Au fil des jours j'avance au coupe/coupe dans la jungle de mon
deux-pièces comme en terra incognita, découvrant ici un tournevis
cruciforme égaré, là un roman dont la lecture fut stoppée en page 36,
marque-page faisant foi, des accréditations datées de 2017
pour circuler dans l'enceinte du Stade de France (résurgence de mon
ancien job), un tote bag l'Occitane plein de pelotes de laine
détricotées, un sachet de chips de légumes périmé (dans le bas
de placard dit "le bar"), un petit tube de cyanolite déposé
au fond d'une tasse cassée.
Autant de camouflets à ma réputation de personne ordonnée.
{j'ai même cousu un masque ! Lorsqu'on connait ma nullité totale dans ce domaine, on est prié
d'applaudir à cet ouvrage réalisé entièrement à la main, et terminé les doigts en sang}
Allez hop, grand ménage, on récure, on trie, on hésite, on jette, on traque
le mouton, ça brille, toutes fenêtres ouvertes, on voit la rue, animée
un peu comme un 15 août, avec de temps à autre un chien prolongé
par son maître, quelques néo-sportifs ahanant sur le parvis,
munis sans doute du sésame "attestation de déplacement dérogatoire",
un gamin en skate, une mère-grand cassée en deux sur son caddie...
Oui, oui, on a bien compris le mot confinement, mais que voulez-vous,
le corps exige parfois que l'on lâche un tout petit peu de lest
à ses principes d'obéissance.
Je vis à Paris, mais l'immeuble donne sur une allée privée parallèle
au boulevard, laquelle est ourlée d'un jardinet que je méprise superbement
en temps normal.
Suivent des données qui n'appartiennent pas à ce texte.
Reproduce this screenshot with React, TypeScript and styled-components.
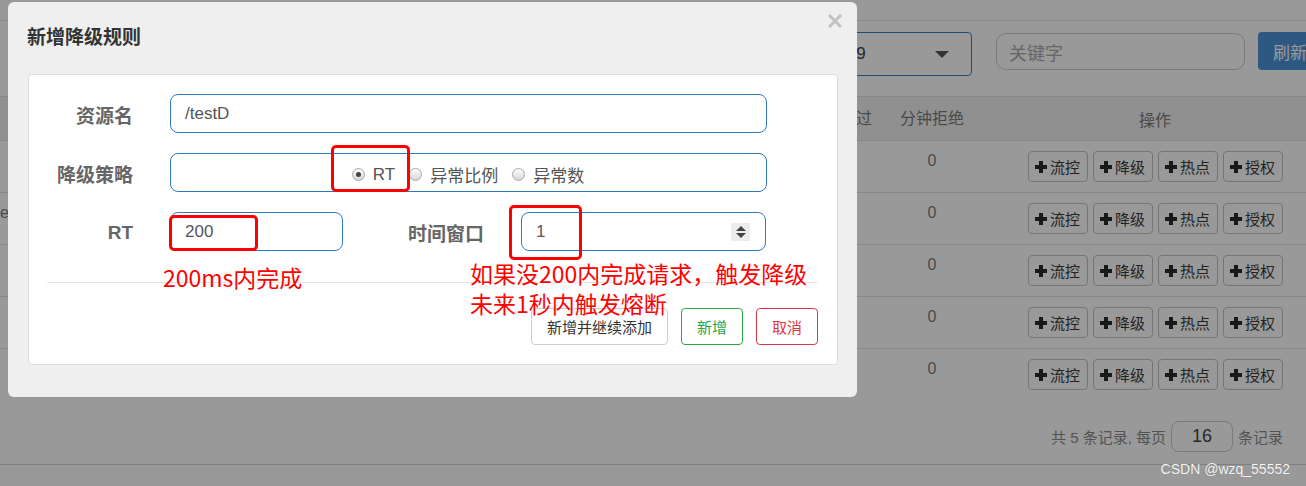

Oui, "en temps normal", car plus rien ne l'est désormais.
Et ce carré vert prend tout à coup des allures de Paradis. Assise
sur l'un des deux bancs, je vois le ciel où s'agitent les manchons blancs
d'un arbre au tronc scarifié, devine dans cet enchevêtrement hérissé
accroché au mur une promesse de rosier, promène mon regard sur le lit
de pâquerettes qui recouvre la pelouse, dont je prélève quelques individus
pour en faire un bouquet de petite fille.
Voici que l'on maîtrise totalement la cuisine des placards et des fonds
de bacs de frigo. Ces champignons tout fripés finissent en fricassée à l'ail
(restent deux gousses) et aux fines herbes (flacon un peu éventé du monsieur
qui se décarcasse depuis tant d'années)ce sachet de riz rond devient un
fabuleux dessert régressif, et cette tarte rustique rassemble un joyeux
méli-mélo de poireaux, épinards, oignons et amandes concassées.
On a le temps, et vous l'aurez aussi, de lire et d'écouter.
Écouter Fabrice Lucchini * qui a recherché dans sa mémoire et sa
riche bibliothèque des textes qui pourraient se rapporter au confinement.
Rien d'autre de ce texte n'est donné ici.